Jonsson: Yeah, absolutely! I’m young so I’m still figuring it all out. This show is such a big show like you were saying. It was such a big scale to see. I’m used to messing around with tiny cameras and even my phone some times and making stuff for the sake of it with my friends. But then you walk onto a fully built set and you get these big old cameras. Red Ones. This is another level dude.
And also, the directors, Tinge [Krishnan], Ed [Lilly], Mary [Nighy], and Lena of course. They know what they’re doing, man. They have their own style and their way of working. That goes beyond the actor right through to the edit. You definitely learn loads and I’m always learning.
AIPT: This’ll be the final question. What can you tease about Gus’ development and character arc during this season of Industry?
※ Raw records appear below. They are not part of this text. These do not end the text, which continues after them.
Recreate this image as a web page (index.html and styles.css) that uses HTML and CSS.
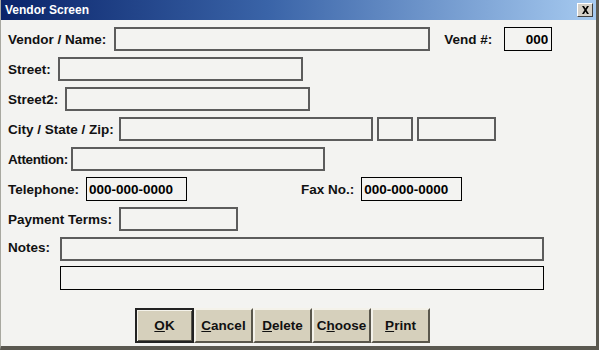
FILE: index.html
```html
<!DOCTYPE html>
<html lang="en">
<head>
    <meta charset="UTF-8">
    <title>Vendor Screen</title>
    <link rel="stylesheet" href="styles.css">
</head>
<body>
    <div class="window">
        <div class="titlebar">
            <span class="title">Vendor Screen</span>
            <button class="close" type="button">
                <svg width="9" height="8" viewBox="0 0 9 8">
                    <path d="M1 0h2l1.5 2.5L6 0h2L5.5 4 8 8H6L4.5 5.5 3 8H1l2.5-4z" fill="#000"/>
                </svg>
            </button>
        </div>

        <form class="content">
            <div class="row">
                <label>Vendor / Name:</label>
                <input type="text" class="field w-name">
                <label class="push-vend">Vend #:</label>
                <input type="text" class="field flat w-vend num" value="000">
            </div>
            <div class="row">
                <label>Street:</label>
                <input type="text" class="field w-street">
            </div>
            <div class="row">
                <label>Street2:</label>
                <input type="text" class="field w-street">
            </div>
            <div class="row">
                <label>City / State / Zip:</label>
                <input type="text" class="field w-city pull-city">
                <input type="text" class="field w-state">
                <input type="text" class="field w-zip">
            </div>
            <div class="row">
                <label class="tight">Attention:</label>
                <input type="text" class="field w-city pull-attn">
            </div>
            <div class="row">
                <label>Telephone:</label>
                <input type="text" class="field flat w-phone" value="000-000-0000">
                <label class="push-fax">Fax No.:</label>
                <input type="text" class="field flat w-phone" value="000-000-0000">
            </div>
            <div class="row">
                <label>Payment Terms:</label>
                <input type="text" class="field w-terms">
            </div>
            <div class="notes">
                <label>Notes:</label>
                <div class="notes-fields">
                    <input type="text" class="field w-notes">
                    <input type="text" class="field flat w-notes">
                </div>
            </div>

            <div class="buttons">
                <button type="button" class="btn default"><u>O</u>K</button>
                <button type="button" class="btn"><u>C</u>ancel</button>
                <button type="button" class="btn"><u>D</u>elete</button>
                <button type="button" class="btn">C<u>h</u>oose</button>
                <button type="button" class="btn"><u>P</u>rint</button>
            </div>
        </form>
    </div>
</body>
</html>
```

FILE: styles.css
```css
body {
    margin: 0;
    font-family: "Liberation Sans", Arial, sans-serif;
    background-color: #f3f3f1;
}
.window {
    width: 599px;
    height: 350px;
    box-sizing: border-box;
    border-left: 1px solid #a8a8a0;
    border-right: 3px solid #5a5850;
    border-bottom: 4px solid #5a5850;
    background-color: #f3f3f1;
}
.titlebar {
    height: 20px;
    display: flex;
    align-items: center;
    justify-content: space-between;
    padding: 0 3px 0 4px;
    background: linear-gradient(to right, #0a246a, #3a64a8 45%, #a6caf0);
}
.title {
    color: #fff;
    font-weight: bold;
    font-size: 12px;
}
.close {
    width: 16px;
    height: 14px;
    padding: 0;
    display: flex;
    align-items: center;
    justify-content: center;
    background-color: #d4d0c8;
    border: 1px solid;
    border-color: #fff #404040 #404040 #fff;
}
.content {
    padding: 7px 0 0 7px;
    display: flex;
    flex-direction: column;
    gap: 6px;
}
.row {
    display: flex;
    align-items: center;
    gap: 7px;
    height: 24px;
}
label {
    font-weight: bold;
    font-size: 13.5px;
    color: #111;
}
label.tight {
    letter-spacing: -0.4px;
}
.field {
    height: 24px;
    box-sizing: border-box;
    border: 2px solid #5c5c5c;
    background-color: #f3f3f1;
    font-family: "Liberation Sans", Arial, sans-serif;
    font-weight: bold;
    font-size: 13.5px;
    padding: 0 2px;
    margin: 0;
}
.flat {
    border: 1px solid #000;
}
.num {
    text-align: right;
    padding-right: 3px;
}
.w-name { width: 316px; margin-left: 1px; }
.w-vend { width: 48px; margin-left: 5px; }
.w-street { width: 245px; }
.w-city { width: 254px; }
.w-state { width: 36px; margin-left: -3px; }
.w-zip { width: 79px; margin-left: -3px; }
.w-phone { width: 101px; }
.w-terms { width: 119px; }
.w-notes { width: 484px; }
.pull-city { margin-left: -2px; }
.pull-attn { margin-left: -4px; }
.push-vend { margin-left: 7px; }
.push-fax { margin-left: 107px; }
.notes {
    display: flex;
    gap: 10px;
}
.notes label {
    padding-top: 3px;
}
.notes-fields {
    display: flex;
    flex-direction: column;
    gap: 5px;
}
.buttons {
    display: flex;
    margin: 12px 0 0 127px;
}
.btn {
    width: 59px;
    height: 35px;
    background-color: #d6d0bc;
    border: 2px solid;
    border-color: #f4f2ea #5a574c #5a574c #f4f2ea;
    font-family: "Liberation Sans", Arial, sans-serif;
    font-weight: bold;
    font-size: 13.5px;
    color: #111;
    padding: 0;
}
.btn.default {
    border: 2px solid #222;
    box-shadow: inset 1px 1px 0 #f4f2ea, inset -1px -1px 0 #5a574c;
}
```
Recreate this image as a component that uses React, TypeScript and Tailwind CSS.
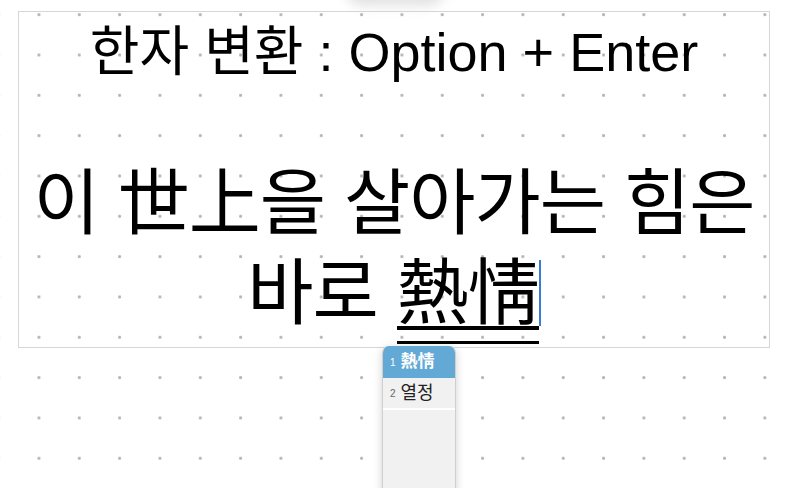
import React from 'react';

const font = { fontFamily: '"Liberation Sans", "Noto Sans CJK KR", sans-serif' };

function CandidateMenu() {
  return (
    <div className="absolute left-[382px] top-[346px] w-[74px] h-[160px] rounded-t-[7px] bg-[#f2f1f1] border-x border-[#cfcfcf] shadow-[0_2px_10px_rgba(0,0,0,0.18)] overflow-hidden">
      <div className="flex items-center h-[32px] bg-[#62a9d6] pl-[7px] gap-[5px]">
        <span className="text-[10px] text-white">1</span>
        <span className="text-[17px] font-bold text-white">熱情</span>
      </div>
      <div className="flex items-center h-[32px] pl-[7px] gap-[5px] border-b-2 border-white">
        <span className="text-[10px] text-[#666]">2</span>
        <span className="text-[18px] text-[#222]">열정</span>
      </div>
    </div>
  );
}

export default function App() {
  return (
    <div
      className="relative w-[800px] h-[488px] overflow-hidden bg-white bg-[radial-gradient(circle_at_center,#b3b3b3_1.2px,transparent_1.8px)] bg-[length:40.33px_40.33px] bg-[position:18.8px_-5.5px]"
      style={font}
    >
      {/* shadow of a popover sitting above the view */}
      <div className="absolute left-[345px] top-[-30px] w-[100px] h-[36px] rounded-full bg-[#cfcfcf] blur-[6px] opacity-60" />

      <div className="ml-[18px] mt-[11px] w-[752px] h-[337px] border border-[#d6d6d6] flex flex-col items-center text-black">
        <div className="mt-[6px] text-[54px] leading-[68px]">한자 변환 : Option + Enter</div>
        <div className="mt-[72px] flex flex-col items-center text-[72px] leading-[90px] tracking-[-1px]">
          <div>이 世上을 살아가는 힘은</div>
          <div className="flex items-center">
            <span>바로&nbsp;</span>
            <span className="relative inline-block">
              熱情
              <span className="absolute left-0 right-0 top-[78px] h-[4px] bg-black" />
              <span className="absolute left-0 right-0 top-[93px] h-[3px] bg-black" />
            </span>
            <span className="inline-block w-[2px] h-[66px] bg-[#3b7bd8]" />
          </div>
        </div>
      </div>

      <CandidateMenu />
    </div>
  );
}
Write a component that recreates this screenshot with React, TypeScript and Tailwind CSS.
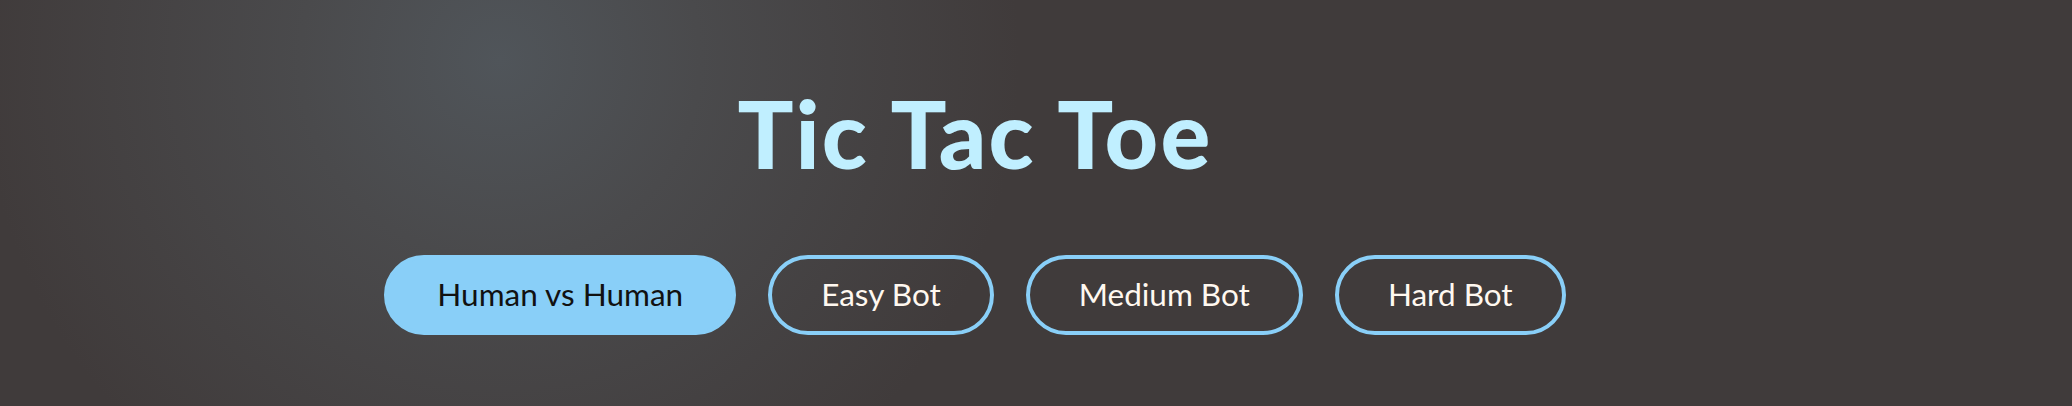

Jonsson: Gus’ story arc goes a long way. The biggest thing for Gus is what he thinks the world should do and what the world should give him, it’s not. The energy doesn’t come back the way you expect it to. I think it’s a very human thing that happens. We come out into the world thinking something is coming this way but then it comes back maybe the same and but slightly different. That definitely happens with Gus. And also, I think he finds what the meaning of love is and what it can do to you. Maybe a first heartbreak or something like that.
AIPT: Thank you very much. I really appreciate you speaking with me. I can’t wait for other people to see Industry.
The season premiere of Industry is Monday, November 9, on HBO.